Do bug zappers really help fight mosquitoes?

By: Contributors  | 
An image showing a bug zapper light.
Bug zappers attract insects with light and then kill them with a zap of electricity. It uses ultraviolet light, or neon or mercury lighting, which seems to draw insects to it. John Lamb / Getty Images

Key Takeaways

  • Bug zappers use ultraviolet light to attract and then kill insects with electricity. They're capable of eliminating over 10,000 bugs in a single evening.
  • However, traditional bug zappers are ineffective against mosquitoes because they are not attracted to UV light. A study found that less than one-quarter of 1 percent of the insects killed by bug zappers were biting gnats or mosquitoes.
  • Alternative mosquito-specific zappers emit octenol and carbon dioxide, which attract mosquitoes more effectively, while other options for mosquito control include the use of pesticides or repellents like citronella candles.

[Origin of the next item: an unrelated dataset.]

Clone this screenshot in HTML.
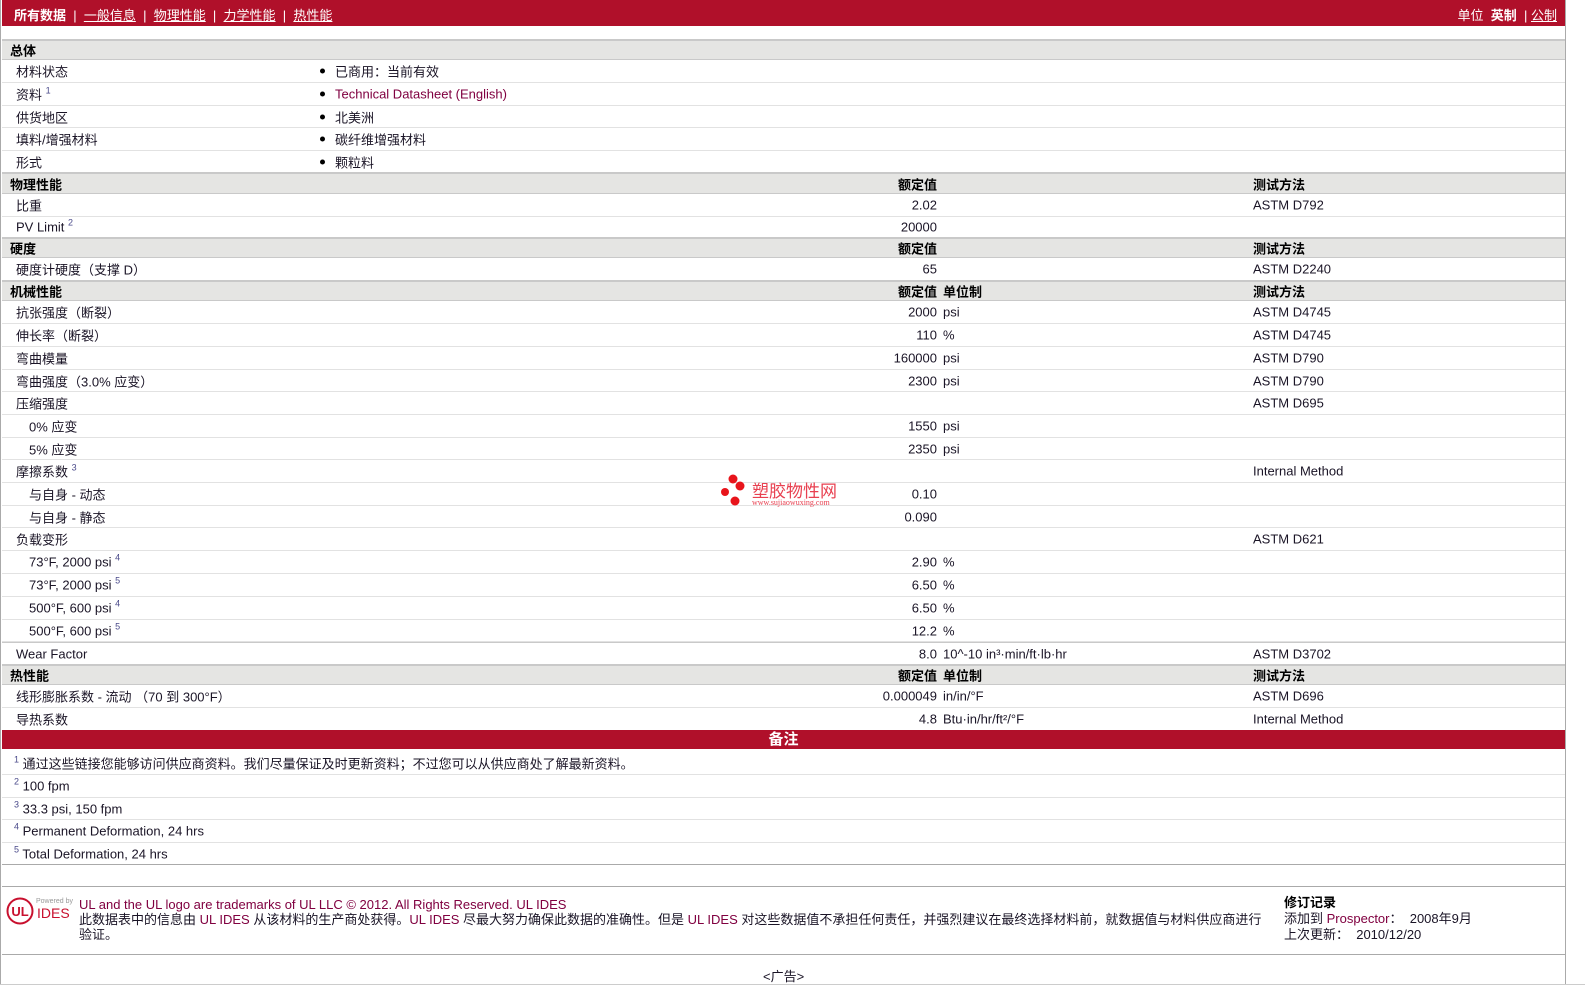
<!DOCTYPE html>
<html><head><meta charset="utf-8"><meta name="viewport" content="width=1585"><style>
*{margin:0;padding:0;box-sizing:border-box}
html,body{margin:0;padding:0;background:#fff}
#w{position:relative;width:1585px;height:996px;overflow:hidden;font-family:"Liberation Sans","Noto Sans CJK SC",sans-serif;font-size:13px;color:#1a1426}
.a{position:absolute}
.bar{left:2px;width:1563px;background:#b0102a;color:#fff}
.r{position:absolute;left:2px;width:1563px;border-bottom:1px solid #e2e2e2;overflow:hidden}
.h{background:#e5e5e3;border-top:2px solid #c9c9c9;border-bottom:1px solid #c9c9c9;font-weight:bold;color:#000}
.r span{position:absolute;top:50%;transform:translateY(-50%);white-space:nowrap}
.l{left:14px}.s{left:27px}.v{right:628px;text-align:right}.u{left:941px}.t{left:1251px}
.b{left:318px;width:5px;height:5px;border-radius:50%;background:#000}
.bt{left:333px}
sup{font-size:9px;color:#4a4a8a;vertical-align:6px;line-height:0}
.lk{color:#800040}
u{text-decoration:underline}
</style></head><body><div id="w">
<div class="a" style="left:0;top:0;width:1px;height:985px;background:#aaa"></div>
<div class="a" style="left:1565px;top:0;width:1px;height:985px;background:#aaa"></div>
<div class="a bar" style="top:0;height:26px;font-size:13px">
<span class="a" style="left:12px;top:5px"><b>所有数据</b> &nbsp;| &nbsp;<u>一般信息</u> &nbsp;| &nbsp;<u>物理性能</u> &nbsp;| &nbsp;<u>力学性能</u> &nbsp;| &nbsp;<u>热性能</u></span>
<span class="a" style="right:8px;top:5px">单位 &nbsp;<b>英制</b> &nbsp;| <u>公制</u></span>
</div>

<div class="r h" style="top:39px;height:21px"><span style="left:8px">总体</span></div>
<div class="r" style="top:60px;height:23px"><span class="l">材料状态</span><span class="b"></span><span class="bt">已商用：当前有效</span></div>
<div class="r" style="top:83px;height:23px"><span class="l">资料 <sup>1</sup></span><span class="b"></span><span class="bt lk">Technical Datasheet (English)</span></div>
<div class="r" style="top:106px;height:22px"><span class="l">供货地区</span><span class="b"></span><span class="bt">北美洲</span></div>
<div class="r" style="top:128px;height:23px"><span class="l">填料/增强材料</span><span class="b"></span><span class="bt">碳纤维增强材料</span></div>
<div class="r" style="top:151px;height:22px"><span class="l">形式</span><span class="b"></span><span class="bt">颗粒料</span></div>

<div class="r h" style="top:172px;height:22px"><span style="left:8px">物理性能</span><span class="v">额定值</span><span class="t">测试方法</span></div>
<div class="r" style="top:194px;height:23px"><span class="l">比重</span><span class="v">2.02</span><span class="t">ASTM D792</span></div>
<div class="r" style="top:217px;height:21px"><span class="l">PV Limit <sup>2</sup></span><span class="v">20000</span></div>
<div class="r h" style="top:237px;height:21px"><span style="left:8px">硬度</span><span class="v">额定值</span><span class="t">测试方法</span></div>
<div class="r" style="top:258px;height:23px"><span class="l">硬度计硬度（支撑 D）</span><span class="v">65</span><span class="t">ASTM D2240</span></div>
<div class="r h" style="top:280px;height:21px"><span style="left:8px">机械性能</span><span class="v">额定值</span><span class="u" style="font-weight:bold">单位制</span><span class="t">测试方法</span></div>
<div class="r" style="top:301px;height:23px"><span class="l">抗张强度（断裂）</span><span class="v">2000</span><span class="u">psi</span><span class="t">ASTM D4745</span></div>
<div class="r" style="top:324px;height:23px"><span class="l">伸长率（断裂）</span><span class="v">110</span><span class="u">%</span><span class="t">ASTM D4745</span></div>
<div class="r" style="top:347px;height:23px"><span class="l">弯曲模量</span><span class="v">160000</span><span class="u">psi</span><span class="t">ASTM D790</span></div>
<div class="r" style="top:370px;height:22px"><span class="l">弯曲强度（3.0% 应变）</span><span class="v">2300</span><span class="u">psi</span><span class="t">ASTM D790</span></div>
<div class="r" style="top:392px;height:23px"><span class="l">压缩强度</span><span class="t">ASTM D695</span></div>
<div class="r" style="top:415px;height:23px"><span class="s">0% 应变</span><span class="v">1550</span><span class="u">psi</span></div>
<div class="r" style="top:438px;height:22px"><span class="s">5% 应变</span><span class="v">2350</span><span class="u">psi</span></div>
<div class="r" style="top:460px;height:23px"><span class="l">摩擦系数 <sup>3</sup></span><span class="t">Internal Method</span></div>
<div class="r" style="top:483px;height:23px"><span class="s">与自身 - 动态</span><span class="v">0.10</span></div>
<div class="r" style="top:506px;height:22px"><span class="s">与自身 - 静态</span><span class="v">0.090</span></div>
<div class="r" style="top:528px;height:23px"><span class="l">负载变形</span><span class="t">ASTM D621</span></div>
<div class="r" style="top:551px;height:23px"><span class="s">73°F, 2000 psi <sup>4</sup></span><span class="v">2.90</span><span class="u">%</span></div>
<div class="r" style="top:574px;height:23px"><span class="s">73°F, 2000 psi <sup>5</sup></span><span class="v">6.50</span><span class="u">%</span></div>
<div class="r" style="top:597px;height:23px"><span class="s">500°F, 600 psi <sup>4</sup></span><span class="v">6.50</span><span class="u">%</span></div>
<div class="r" style="top:620px;height:22px"><span class="s">500°F, 600 psi <sup>5</sup></span><span class="v">12.2</span><span class="u">%</span></div>
<div class="r" style="top:642px;height:23px;border-top:1px solid #c9c9c9"><span class="l">Wear Factor</span><span class="v">8.0</span><span class="u">10^-10 in³·min/ft·lb·hr</span><span class="t">ASTM D3702</span></div>
<div class="r h" style="top:664px;height:21px"><span style="left:8px">热性能</span><span class="v">额定值</span><span class="u" style="font-weight:bold">单位制</span><span class="t">测试方法</span></div>
<div class="r" style="top:685px;height:23px"><span class="l">线形膨胀系数 - 流动 （70 到 300°F）</span><span class="v">0.000049</span><span class="u">in/in/°F</span><span class="t">ASTM D696</span></div>
<div class="r" style="top:708px;height:22px;border:none"><span class="l">导热系数</span><span class="v">4.8</span><span class="u">Btu·in/hr/ft²/°F</span><span class="t">Internal Method</span></div>

<div class="a bar" style="top:730px;height:19px;text-align:center;font-size:15px;font-weight:bold;line-height:19px">备注</div>
<div class="r" style="top:752px;height:23px"><span style="left:12px"><sup>1</sup> 通过这些链接您能够访问供应商资料。我们尽量保证及时更新资料；不过您可以从供应商处了解最新资料。</span></div>
<div class="r" style="top:775px;height:23px"><span style="left:12px"><sup>2</sup> 100 fpm</span></div>
<div class="r" style="top:798px;height:22px"><span style="left:12px"><sup>3</sup> 33.3 psi, 150 fpm</span></div>
<div class="r" style="top:820px;height:23px"><span style="left:12px"><sup>4</sup> Permanent Deformation, 24 hrs</span></div>
<div class="r" style="top:843px;height:22px;border-bottom:1px solid #aaa"><span style="left:12px"><sup>5</sup> Total Deformation, 24 hrs</span></div>
<div class="a" style="left:2px;top:886px;width:1563px;height:1px;background:#aaa"></div>

<svg class="a" style="left:5px;top:896px" width="30" height="30" viewBox="0 0 30 30"><circle cx="15" cy="15" r="12.5" fill="none" stroke="#c8102e" stroke-width="2"/><text x="15" y="20" text-anchor="middle" font-family="Liberation Sans" font-size="13" font-weight="bold" fill="#c8102e">UL</text></svg>
<div class="a" style="left:36px;top:898px;font-size:7px;color:#999">Powered by</div>
<div class="a" style="left:37px;top:905px;font-size:14px;color:#c8102e">IDES</div>
<div class="a" style="left:79px;top:897px;line-height:15px;width:1185px">
<span style="color:#800040">UL and the UL logo are trademarks of UL LLC © 2012. All Rights Reserved. UL IDES</span><br>
此数据表中的信息由 <span class="lk">UL IDES</span> 从该材料的生产商处获得。<span class="lk">UL IDES</span> 尽最大努力确保此数据的准确性。但是 <span class="lk">UL IDES</span> 对这些数据值不承担任何责任，并强烈建议在最终选择材料前，就数据值与材料供应商进行验证。</div>
<div class="a" style="left:1284px;top:895px;line-height:16px"><b style="color:#000">修订记录</b><br>添加到 <span class="lk">Prospector</span>： &nbsp;2008年9月<br>上次更新： &nbsp;2010/12/20</div>
<div class="a" style="left:2px;top:954px;width:1563px;height:1px;background:#aaa"></div>
<div class="a" style="left:763px;top:966px">&lt;广告&gt;</div>
<div class="a" style="left:0;top:984px;width:1585px;height:1px;background:#ccc"></div>

<svg class="a" style="left:720px;top:474px" width="30" height="34"><circle cx="13" cy="5" r="4.5" fill="#e8141b"/><circle cx="20" cy="12" r="4.5" fill="#e8141b"/><circle cx="5" cy="18" r="4" fill="#e8141b"/><circle cx="15" cy="27" r="4.5" fill="#e8141b"/></svg>
<div class="a" style="left:752px;top:480px;font-size:17px;color:#e84050;font-family:'Noto Sans CJK SC',sans-serif;line-height:20px">塑胶物性网</div>
<div class="a" style="left:752px;top:498px;font-size:8px;color:#e84050;font-family:'Liberation Serif',serif">www.sujiaowuxing.com</div>
</div></body></html>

Enjoyable outdoor activities can have the fun taken out of them if you're being eaten alive by mosquitoes or gnats. So rather than stay indoors, many people look for ways to get rid of the unwanted pests -- including bug zappers. Bug zappers, or, by their more technical name, electronic insect-control systems or electrical-discharge insect-control systems, attract insects with light and then kill then with a "zap" of electricity. They use ultraviolet light, or neon or mercury lighting, which insects seem to be drawn to. A transformer turns regular 12-volt electric current into 2,000-plus volts in the mesh screens around the lights. The space between the screens is about insect-sized, so when an insect flies in, it completes the electric circuit and is killed by the strong current. Bug zappers have the ability to put an end to more than 10,000 bugs in just one evening.

However, a bug zapper might not be the best answer to your mosquito problem. Timothy Frick and Douglas Tallamy from the University of Delaware checked through 14,000 insects killed in six zappers in different spots around Newark, Delaware, and found that only 31 were biting gnats or mosquitoes -- that's less than one-quarter of one percent. The truth is that mosquitoes are not attracted to ultraviolet light in the way that many other insects are, making the usual type of bug zapper almost useless in getting rid of them. Worse, the sheer number of non-harmful insects killed by the zappers can take a heavy toll on the ecosystem.


There are electronic bug zappers that deal specifically with mosquitoes by emitting the pheromone octenol, sometimes in combination with carbon dioxide. It's the carbon dioxide in our sweat and breath that attracts the biting insects, so this type of insect control system attracts mosquitoes. Alternatively, you can cut the mosquito population by use of pesticides. And if you prefer to distance the mosquitoes rather than killing them, there are insect repellants, ranging from spray-ons for your skin to citronella candles and torches to burn by your picnic table.


Frequently Asked Questions

Are there any bug zappers that are effective against mosquitoes?
Yes, bug zappers that emit octenol and carbon dioxide are effective at attracting and killing mosquitoes.
Can bug zappers reduce the overall mosquito population in an area?
Bug zappers are not significantly effective in reducing mosquito populations as they do not attract mosquitoes as well as other insects.